Here is how the old syntax translates to the new one:

Old syntaxNew syntax
map { $_=uc } //text();map { uc } //text();
map $_=uc //text();map { uc } //text();
map s/foo/bar/ //text();map :i { s/foo/bar/ } //text();
map { $_='link' } //refrename link //ref;

And here are some funny examples from the documentation demonstrating the gained features:

Recompute column sums in the last row of row-oriented table:

map sum(/table/row[position()<last()]/
         cell[count(xsh:current()/preceding-sibling::cell)+1])
    /table/row[last()]/cell;

The following commands do all about the same:

wrap --inner Z //*;

map --reverse xsh:parse(concat("<Z>",xsh:serialize(node()),"</Z>")) //*;

map xsh:parse(concat("<Z>",xsh:serialize(node()),"</Z>")) { reverse xpath('//*') };

Feel free to protest, but I'm quite happy about the result.



Compile XSH2 scripts into Perl
Sun Sep 17 18:57:58 2006

As of today, CVS version contains another nice feature. With

  $ xsh -c -D out.pl source.xsh
one can compile XSH2 source into a stand-alone Perl script which can be run with
  $ perl out.pl arguments...
The resulting Perl script still depends on XML::XSH2 modules for run-time but starts significantly faster.

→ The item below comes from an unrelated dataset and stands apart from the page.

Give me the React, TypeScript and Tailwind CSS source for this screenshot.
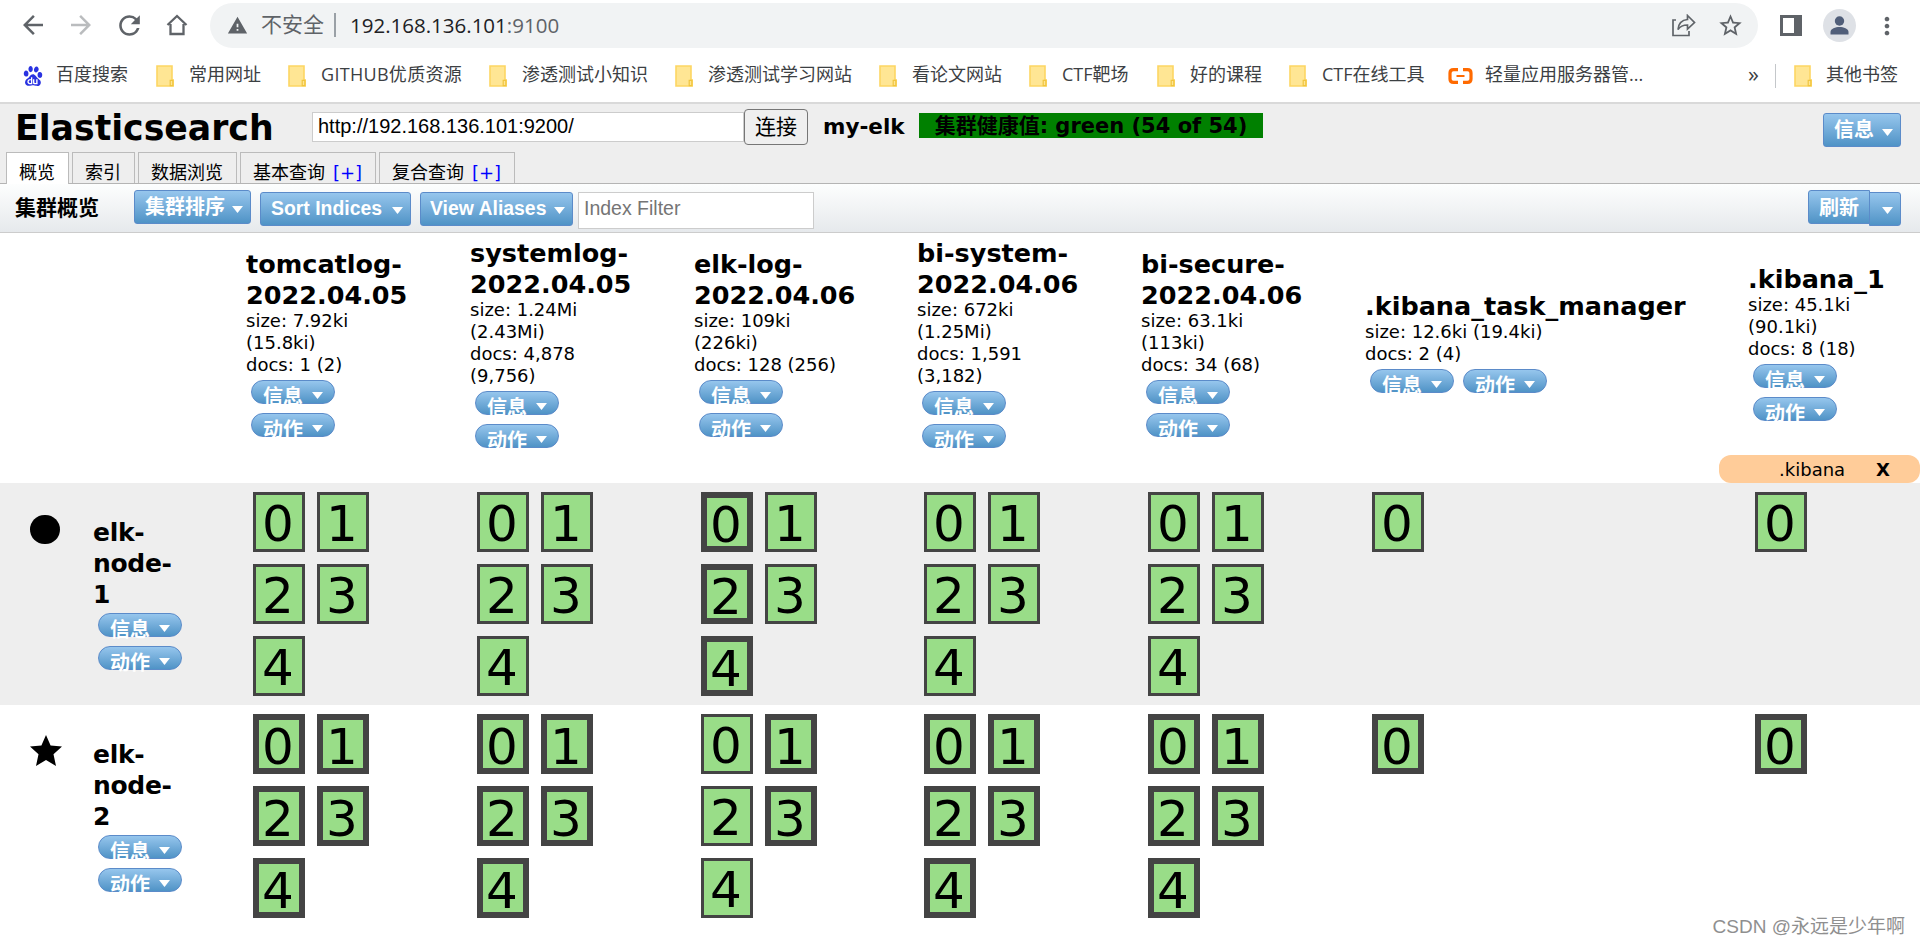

A similar feature is available for Perl modules containing XSH2 code. With Module::Compile installed, one can embed XSH2 into a module like:

package Foo;
...
use XML::XSH2::Compile;
ls /; # any XSH2 code
no XML::XSH2::Compile;
First time the module is run, a .pmc file with pre-compiled XSH2 blocks is created. Perl automatically loads .pmc files instead of .pm when available.